Lynn Ferguson seems to be reaching a kind of take-off point. The actress and writer is by common consent the strongest and most affecting of the trio in her show Biographies In A Bag. Each day, two of the three women involved walk onstage with a carrier bag containing the basic props of a half-hour biographical piece. The performance I saw didn't include Donna Air on Fay Wray, but Rachel Ogilvy gave a solid performance as a housewife whose obsession with Doris Day served as a means of reclaiming herself from the ashes of a marriage that was doomed from the start.

However, it's Ferguson's own piece that really hits you. She speaks of her research for a biographical piece on Arthur Schopenhauer as a way into a description of post-natal depression, or non-depression, or existential angst, or an odd mix of utter devotion to her baby son and lassitude concerning anything else. In the end, she rejects Schopenhauer's pessimism altogether, whilst recognising that the thing about the grind of this world is that "it doesn't ever stop". It's a beautiful, wry, mature, life-affirming piece given a simple, unadorned performance by Ferguson.

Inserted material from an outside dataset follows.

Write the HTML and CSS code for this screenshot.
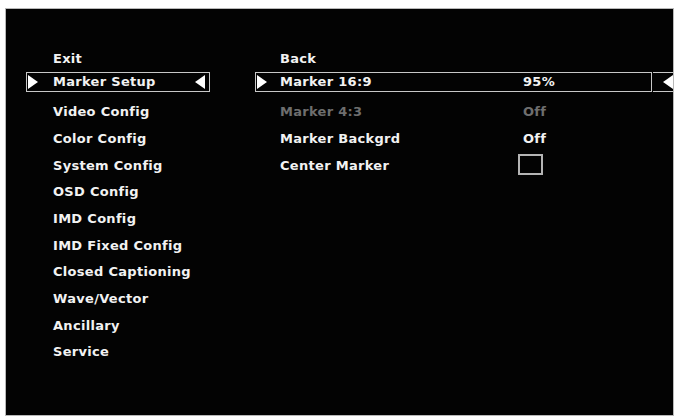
FILE: index.html
```html
<!DOCTYPE html>
<html>
<head>
<meta charset="utf-8">
<link rel="stylesheet" href="styles.css">
</head>
<body>
<div class="screen">
  <div class="col left">
    <div class="item"><span class="label">Exit</span></div>
    <div class="item sel-row">
      <div class="selbox">
        <svg class="arr" width="10" height="14" viewBox="0 0 10 14"><polygon points="0,0 10,7 0,14" fill="#fff"/></svg>
        <span class="label-in">Marker Setup</span>
        <svg class="arr arr-r" width="10" height="14" viewBox="0 0 10 14"><polygon points="10,0 0,7 10,14" fill="#fff"/></svg>
      </div>
    </div>
    <div class="item"><span class="label">Video Config</span></div>
    <div class="item"><span class="label">Color Config</span></div>
    <div class="item"><span class="label">System Config</span></div>
    <div class="item"><span class="label">OSD Config</span></div>
    <div class="item"><span class="label">IMD Config</span></div>
    <div class="item"><span class="label">IMD Fixed Config</span></div>
    <div class="item"><span class="label">Closed Captioning</span></div>
    <div class="item"><span class="label">Wave/Vector</span></div>
    <div class="item"><span class="label">Ancillary</span></div>
    <div class="item"><span class="label">Service</span></div>
  </div>
  <div class="col right">
    <div class="item"><span class="label rlabel">Back</span></div>
    <div class="item sel-row">
      <div class="selbox wide">
        <svg class="arr" width="10" height="14" viewBox="0 0 10 14"><polygon points="0,0 10,7 0,14" fill="#fff"/></svg>
        <span class="label-in rlabel-in">Marker 16:9</span>
        <span class="value">95%</span>
      </div>
      <div class="selend">
        <svg class="arr" width="10" height="14" viewBox="0 0 10 14"><polygon points="10,0 0,7 10,14" fill="#fff"/></svg>
      </div>
    </div>
    <div class="item dim"><span class="label rlabel">Marker 4:3</span><span class="value">Off</span></div>
    <div class="item"><span class="label rlabel">Marker Backgrd</span><span class="value">Off</span></div>
    <div class="item"><span class="label rlabel">Center Marker</span><span class="check"></span></div>
  </div>
</div>
</body>
</html>
```
FILE: styles.css
```css
html, body {
  margin: 0;
  padding: 0;
  background: #fff;
}
body {
  font-family: "DejaVu Sans", Verdana, sans-serif;
  font-weight: bold;
  font-size: 13px;
  letter-spacing: 0.3px;
  color: #f2f2f2;
}
.screen {
  margin: 8px 0 0 5px;
  width: 667px;
  height: 406px;
  background: #030303;
  border: 1px solid #b8b8b8;
  display: flex;
  padding-top: 36px;
  box-sizing: content-box;
  height: 370px;
}
.col {
  display: flex;
  flex-direction: column;
}
.left {
  width: 184px;
  margin-left: 20px;
}
.right {
  margin-left: 45px;
  width: 418px;
}
.item {
  height: 26.7px;
  display: flex;
  align-items: center;
  white-space: nowrap;
}
.label {
  padding-left: 27px;
}
.rlabel {
  padding-left: 25px;
  width: 243px;
}
.sel-row {
  align-items: flex-start;
}
.selbox {
  box-sizing: border-box;
  width: 184px;
  height: 20px;
  border: 1px solid #c8c8c8;
  display: flex;
  align-items: center;
  padding-left: 1px;
}
.selbox.wide {
  width: 397px;
}
.arr {
  display: block;
  flex: none;
}
.arr-r {
  margin-left: auto;
  margin-right: 4px;
}
.label-in {
  margin-left: 15px;
}
.rlabel-in {
  margin-left: 13px;
  width: 243px;
}
.selend {
  box-sizing: border-box;
  margin-left: 1px;
  width: 20px;
  height: 20px;
  border-top: 1px solid #c8c8c8;
  border-bottom: 1px solid #c8c8c8;
  display: flex;
  align-items: center;
  justify-content: flex-end;
}
.value {
  flex: none;
}
.dim {
  color: #6e6e6e;
}
.check {
  display: block;
  box-sizing: border-box;
  width: 25px;
  height: 21px;
  border: 2px solid #b4b4b4;
  margin-left: -5px;
  margin-top: -1px;
}
```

Immediately preceding this show in the same room is another biography, Rosebud: The Lives Of Orson Welles. Christian McKay summons up an uncanny likeness to the younger Welles: daft as it sounds, he moves his eyebrows in exactly the same way. Mark Jenkins' play has a touch about if of "When the fact becomes legend, print the legend". Some stories are slightly exaggerated, but all the favourites are there, from the saga of Citizen Kane and William Randolph Hearst (at the show's midpoint) to the Magnificent Ambersons farrago and later indignities such as Welles being misdirected when voicing-over a bunch of Bird's Eye commercials (the tape of which has become a bootleg classic).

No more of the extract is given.